И была еще ночь в Варшаве. На Маршалковской живым было только одно дерево и странно ярко желтели плакаты-простыни: «Ева Бандровска-Турска» певица, о которой я слышал еще в Москве… Все остальное было черно, разбито, виднелись только остовы зданий. Я шел по пространству, которое, видимо, было улицей. В одном из уцелевших домов я увидел свет: елочка горела в витрине. Я толкнул дверь и оказался в небольшом помещении. За стойкой стояла сильно накрашенная женщина с пунцовыми губами, рядом за столиком сидел красивый мужчина лет тридцати, с гладко зачесанными назад волосами, гладко выбритый, похожий на героя польских довоенных фильмов. За двумя-тремя другими столиками сидели женщины.

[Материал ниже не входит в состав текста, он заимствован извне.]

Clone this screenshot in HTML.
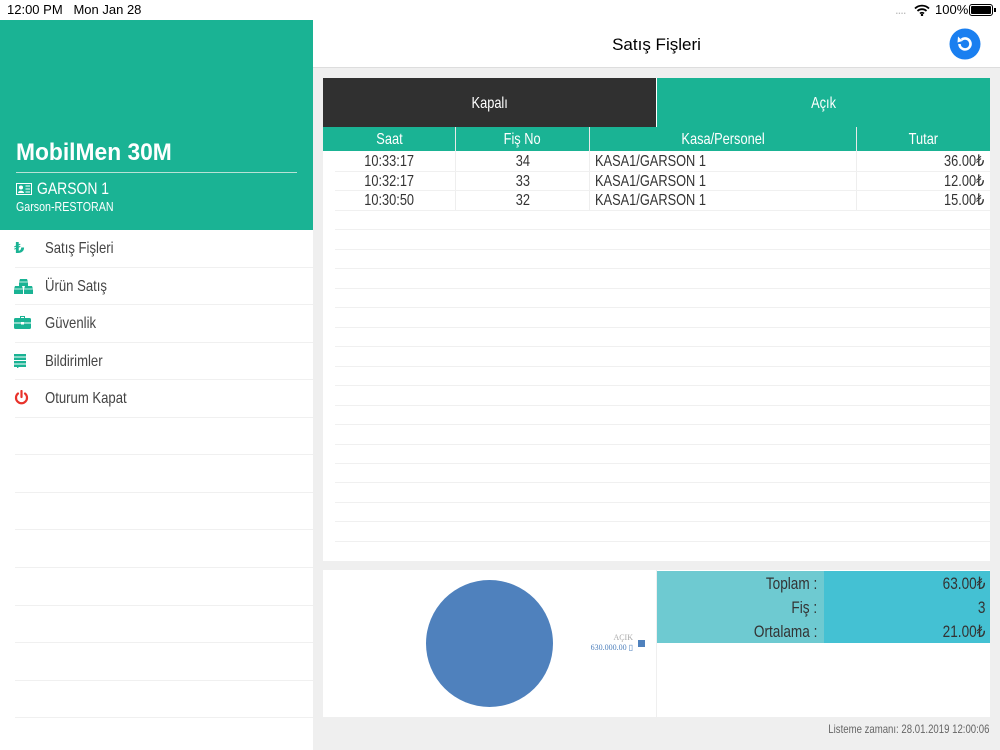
<!DOCTYPE html>
<html><head><meta charset="utf-8"><style>
*{margin:0;padding:0;box-sizing:border-box}
body{width:1000px;height:750px;position:relative;overflow:hidden;background:#efefef;font-family:"Liberation Sans",sans-serif;color:#333}
.a{position:absolute}
.hl{position:absolute;height:1px;background:#f0f0f0}
.menu{position:absolute;left:45px;font-size:16px;color:#444;transform:scaleX(.82);transform-origin:left}
.ic{position:absolute;left:14px}
.th{position:absolute;top:127px;height:24px;background:#1ab394;color:#fff;font-size:16px;text-align:center;line-height:26px;border-right:1px solid #e8e8e8}
.td{position:absolute;font-size:16px;line-height:20px;height:20px;color:#333}
.c{display:inline-block;transform:scaleX(.8);transform-origin:center}
.l{display:inline-block;transform:scaleX(.8);transform-origin:left}
.r{display:inline-block;transform:scaleX(.8);transform-origin:right}
</style></head><body>
<div class="a" style="left:0;top:0;width:1000px;height:20px;background:#fff"></div>
<div class="a" style="left:7px;top:2px;font-size:13px;color:#000">12:00 PM&nbsp;&nbsp; Mon Jan 28</div>
<div class="a" style="left:895px;top:2px;font-size:13px;color:#bbb;letter-spacing:-1px">....</div>
<svg class="a" style="left:914px;top:4px" width="16" height="12" viewBox="0 0 16 12"><path d="M1 4.5a10 10 0 0 1 14 0M3.5 7a6.5 6.5 0 0 1 9 0M6 9.5a3 3 0 0 1 4 0" stroke="#000" stroke-width="1.8" fill="none"/><circle cx="8" cy="11" r="1.2"/></svg>
<div class="a" style="left:935px;top:2px;font-size:13px;color:#000">100%</div>
<div class="a" style="left:969px;top:4px;width:24px;height:12px;border:1px solid #000;border-radius:3px;padding:1px"><div style="width:100%;height:100%;background:#000;border-radius:1px"></div></div>
<div class="a" style="left:994px;top:8px;width:2px;height:4px;background:#000"></div>

<div class="a" style="left:0;top:20px;width:313px;height:210px;background:#1ab394"></div>
<div class="a" style="left:16px;top:139px;font-size:24px;color:#fff;font-weight:bold;transform:scaleX(.95);transform-origin:left">MobilMen 30M</div>
<div class="a" style="left:16px;top:172px;width:281px;height:1px;background:#b7e2d6"></div>
<svg class="a" style="left:16px;top:183px" width="16" height="12" viewBox="0 0 16 12"><rect x="0.5" y="0.5" width="15" height="11" fill="none" stroke="#fff"/><circle cx="5" cy="4.5" r="2" fill="#fff"/><path d="M2 10c0-3 6-3 6 0z" fill="#fff"/><path d="M9.5 3h4.5M9.5 6h4.5M9.5 9h4.5" stroke="#fff"/></svg>
<div class="a" style="left:37px;top:179px;font-size:17px;color:#fff;transform:scaleX(.82);transform-origin:left">GARSON 1</div>
<div class="a" style="left:16px;top:199px;font-size:13px;color:#fff;transform:scaleX(.82);transform-origin:left">Garson-RESTORAN</div>
<div class="a" style="left:0;top:230px;width:313px;height:520px;background:#fff"></div>
<div class="hl" style="left:15px;width:298px;top:267px"></div>
<div class="hl" style="left:15px;width:298px;top:304px"></div>
<div class="hl" style="left:15px;width:298px;top:342px"></div>
<div class="hl" style="left:15px;width:298px;top:379px"></div>
<div class="hl" style="left:15px;width:298px;top:417px"></div>
<div class="hl" style="left:15px;width:298px;top:454px"></div>
<div class="hl" style="left:15px;width:298px;top:492px"></div>
<div class="hl" style="left:15px;width:298px;top:529px"></div>
<div class="hl" style="left:15px;width:298px;top:567px"></div>
<div class="hl" style="left:15px;width:298px;top:605px"></div>
<div class="hl" style="left:15px;width:298px;top:642px"></div>
<div class="hl" style="left:15px;width:298px;top:680px"></div>
<div class="hl" style="left:15px;width:298px;top:717px"></div>

<div class="ic" style="top:239px;color:#1ab394;font-weight:bold;font-size:15px;font-family:'DejaVu Sans',sans-serif">₺</div>
<div class="menu" style="top:240px">Satış Fişleri</div>
<svg class="ic" style="top:279px" width="20" height="15" viewBox="0 0 20 15"><g fill="#1ab394"><path d="M6 0h7l1 3v4H5V3z"/><path d="M1 7h7l1 3v5H0v-5z"/><path d="M11 7h7l1 3v5h-9v-5z"/></g><g stroke="#fff" stroke-width="0.8"><path d="M5 3h9M0 10h9M10 10h9"/></g></svg>
<div class="menu" style="top:278px">Ürün Satış</div>
<svg class="ic" style="top:316px" width="17" height="13" viewBox="0 0 17 13"><path d="M6 0h5v2h-1V1H7v1H6z" fill="#1ab394"/><rect x="0" y="2" width="17" height="11" rx="1.5" fill="#1ab394"/><path d="M0 7h17" stroke="#fff"/><rect x="7" y="6" width="3" height="2.5" fill="#fff"/></svg>
<div class="menu" style="top:315px">Güvenlik</div>
<svg class="ic" style="top:354px" width="13" height="14" viewBox="0 0 13 14"><g fill="#1ab394"><rect x="0" y="0" width="12" height="2.5"/><rect x="0" y="3.5" width="12" height="2.5"/><rect x="0" y="7" width="12" height="2.5"/><path d="M0 10.5h12V13H5l-2 1.5V13H0z"/></g></svg>
<div class="menu" style="top:353px">Bildirimler</div>
<svg class="ic" style="top:390px" width="15" height="15" viewBox="0 0 15 15"><path d="M4 3.5a5.5 5.5 0 1 0 7 0" stroke="#e8322b" stroke-width="2.2" fill="none" stroke-linecap="round"/><path d="M7.5 1v6" stroke="#e8322b" stroke-width="2.2" stroke-linecap="round"/></svg>
<div class="menu" style="top:390px">Oturum Kapat</div>

<div class="a" style="left:313px;top:20px;width:687px;height:48px;background:#fff;border-bottom:1px solid #ddd"></div>
<div class="a" style="left:313px;top:35px;width:687px;text-align:center;font-size:17px;color:#000">Satış Fişleri</div>
<svg class="a" style="left:949px;top:28px" width="32" height="32" viewBox="0 0 32 32"><circle cx="16" cy="16" r="15.5" fill="#1a7ff0"/><path d="M10.5 16a5.5 5.5 0 1 0 2-4.3" stroke="#fff" stroke-width="2.6" fill="none"/><path d="M9 8.5l4.5 4.5-5 1.5z" fill="#fff"/></svg>

<div class="a" style="left:323px;top:78px;width:667px;height:483px;background:#fff"></div>
<div class="a" style="left:323px;top:78px;width:333px;height:49px;background:#303030;color:#fff;text-align:center;line-height:51px;font-size:16px"><span class="c">Kapalı</span></div>
<div class="a" style="left:657px;top:78px;width:333px;height:49px;background:#1ab394;color:#fff;text-align:center;line-height:51px;font-size:16px"><span class="c">Açık</span></div>
<div class="th" style="left:323px;width:133px"><span class="c">Saat</span></div>
<div class="th" style="left:456px;width:134px"><span class="c">Fiş No</span></div>
<div class="th" style="left:590px;width:267px"><span class="c">Kasa/Personel</span></div>
<div class="th" style="left:857px;width:133px;border-right:none"><span class="c">Tutar</span></div>

<div class="a" style="left:455px;top:151px;width:1px;height:59px;background:#eee"></div>
<div class="a" style="left:589px;top:151px;width:1px;height:59px;background:#eee"></div>
<div class="a" style="left:856px;top:151px;width:1px;height:59px;background:#eee"></div>

<div class="td" style="left:323px;top:152px;width:133px;text-align:center"><span class="c">10:33:17</span></div>
<div class="td" style="left:456px;top:152px;width:134px;text-align:center"><span class="c">34</span></div>
<div class="td" style="left:595px;top:152px"><span class="l">KASA1/GARSON 1</span></div>
<div class="td" style="left:857px;top:152px;width:127px;text-align:right"><span class="r">36.00₺</span></div>
<div class="hl" style="left:335px;width:655px;top:171px"></div>
<div class="td" style="left:323px;top:172px;width:133px;text-align:center"><span class="c">10:32:17</span></div>
<div class="td" style="left:456px;top:172px;width:134px;text-align:center"><span class="c">33</span></div>
<div class="td" style="left:595px;top:172px"><span class="l">KASA1/GARSON 1</span></div>
<div class="td" style="left:857px;top:172px;width:127px;text-align:right"><span class="r">12.00₺</span></div>
<div class="hl" style="left:335px;width:655px;top:190px"></div>
<div class="td" style="left:323px;top:191px;width:133px;text-align:center"><span class="c">10:30:50</span></div>
<div class="td" style="left:456px;top:191px;width:134px;text-align:center"><span class="c">32</span></div>
<div class="td" style="left:595px;top:191px"><span class="l">KASA1/GARSON 1</span></div>
<div class="td" style="left:857px;top:191px;width:127px;text-align:right"><span class="r">15.00₺</span></div>
<div class="hl" style="left:335px;width:655px;top:210px"></div>
<div class="hl" style="left:335px;width:655px;top:229px"></div>
<div class="hl" style="left:335px;width:655px;top:249px"></div>
<div class="hl" style="left:335px;width:655px;top:268px"></div>
<div class="hl" style="left:335px;width:655px;top:288px"></div>
<div class="hl" style="left:335px;width:655px;top:307px"></div>
<div class="hl" style="left:335px;width:655px;top:327px"></div>
<div class="hl" style="left:335px;width:655px;top:346px"></div>
<div class="hl" style="left:335px;width:655px;top:366px"></div>
<div class="hl" style="left:335px;width:655px;top:385px"></div>
<div class="hl" style="left:335px;width:655px;top:405px"></div>
<div class="hl" style="left:335px;width:655px;top:424px"></div>
<div class="hl" style="left:335px;width:655px;top:444px"></div>
<div class="hl" style="left:335px;width:655px;top:463px"></div>
<div class="hl" style="left:335px;width:655px;top:482px"></div>
<div class="hl" style="left:335px;width:655px;top:502px"></div>
<div class="hl" style="left:335px;width:655px;top:521px"></div>
<div class="hl" style="left:335px;width:655px;top:541px"></div>

<div class="a" style="left:323px;top:570px;width:333px;height:147px;background:#fff"></div>
<div class="a" style="left:426px;top:580px;width:127px;height:127px;border-radius:50%;background:#4f81bd"></div>
<div class="a" style="left:590px;top:633px;width:43px;text-align:right;font-size:8px;color:#aaa;font-family:'Liberation Serif',serif">AÇIK</div>
<div class="a" style="left:560px;top:643px;width:73px;text-align:right;font-size:8px;color:#4f81bd;font-family:'Liberation Serif',serif">630.000.00 ▯</div>
<div class="a" style="left:638px;top:640px;width:7px;height:7px;background:#4f81bd"></div>

<div class="a" style="left:657px;top:570px;width:333px;height:147px;background:#fff"></div>
<div class="a" style="left:657px;top:571px;width:167px;height:72px;background:#6ecad1"></div>
<div class="a" style="left:824px;top:571px;width:166px;height:72px;background:#44c1d3"></div>
<div class="a" style="left:657px;top:572px;width:160px;text-align:right;font-size:17px;line-height:24px;color:#333"><span class="r">Toplam :</span><br><span class="r">Fiş :</span><br><span class="r">Ortalama :</span></div>
<div class="a" style="left:824px;top:572px;width:161px;text-align:right;font-size:17px;line-height:24px;color:#333"><span class="r">63.00₺</span><br><span class="r">3</span><br><span class="r">21.00₺</span></div>

<div class="a" style="left:600px;top:722px;width:389px;text-align:right;font-size:12px;color:#666"><span class="r">Listeme zamanı: 28.01.2019 12:00:06</span></div>
</body></html>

Когда я вошел, мужчина спросил меня:

— Что пану угодно?..

Я сказал, что хочу поесть и, может быть, что-нибудь выпить.

Мужчина встал и насмешливо, с оттенком угрозы, настойчиво спросил:

— Тебе нужна женщина? Вот эта? — он указал на ту, которая стояла за стойкой. — Но это моя жена! Тебе нужна моя жена?!..

Я ответил, что его жена мне не нужна и что он, очевидно, меня просто не понимает.

— Ах вот как, — сказал он. — Моя жена тебе не нужна. Тебе нужны все эти женщины. — Он посмотрел на меня в упор. — А зачем тебе нужны эти женщины?!

И он уже шел на меня, готовый к драке или, может быть, к чему-то худшему. Я стал отступать к двери, обернулся и вдруг увидел, что в проеме двери стоят трое. Не помню их лиц, помню только чью-то высокую, тощую фигуру. Я понял, что попал в ловушку, но все же сказал:

— Ну зачем вы задираетесь? Я первый раз в Варшаве, очень люблю Польшу…

Все засмеялись.

— Как?! — воскликнул красивый мужчина. — Ты любишь Польшу? За что же ты любишь Польшу?..

— За Мицкевича… За Шопена…

Все притихли… Я стал лихорадочно перечислять:

— За Коперника, Сенкевича, Венявского, Огинского… За Элизу Ожешко…

Мужчина посмотрел на меня с изумлением, потом торжествующе сказал, обращаясь к присутствующим:

— Он интеллигент!.. Налейте ему вина!.. А женщину, — он наклонился ко мне, — можешь найти на Маршалковской.

Это был мой первый «культурный контакт».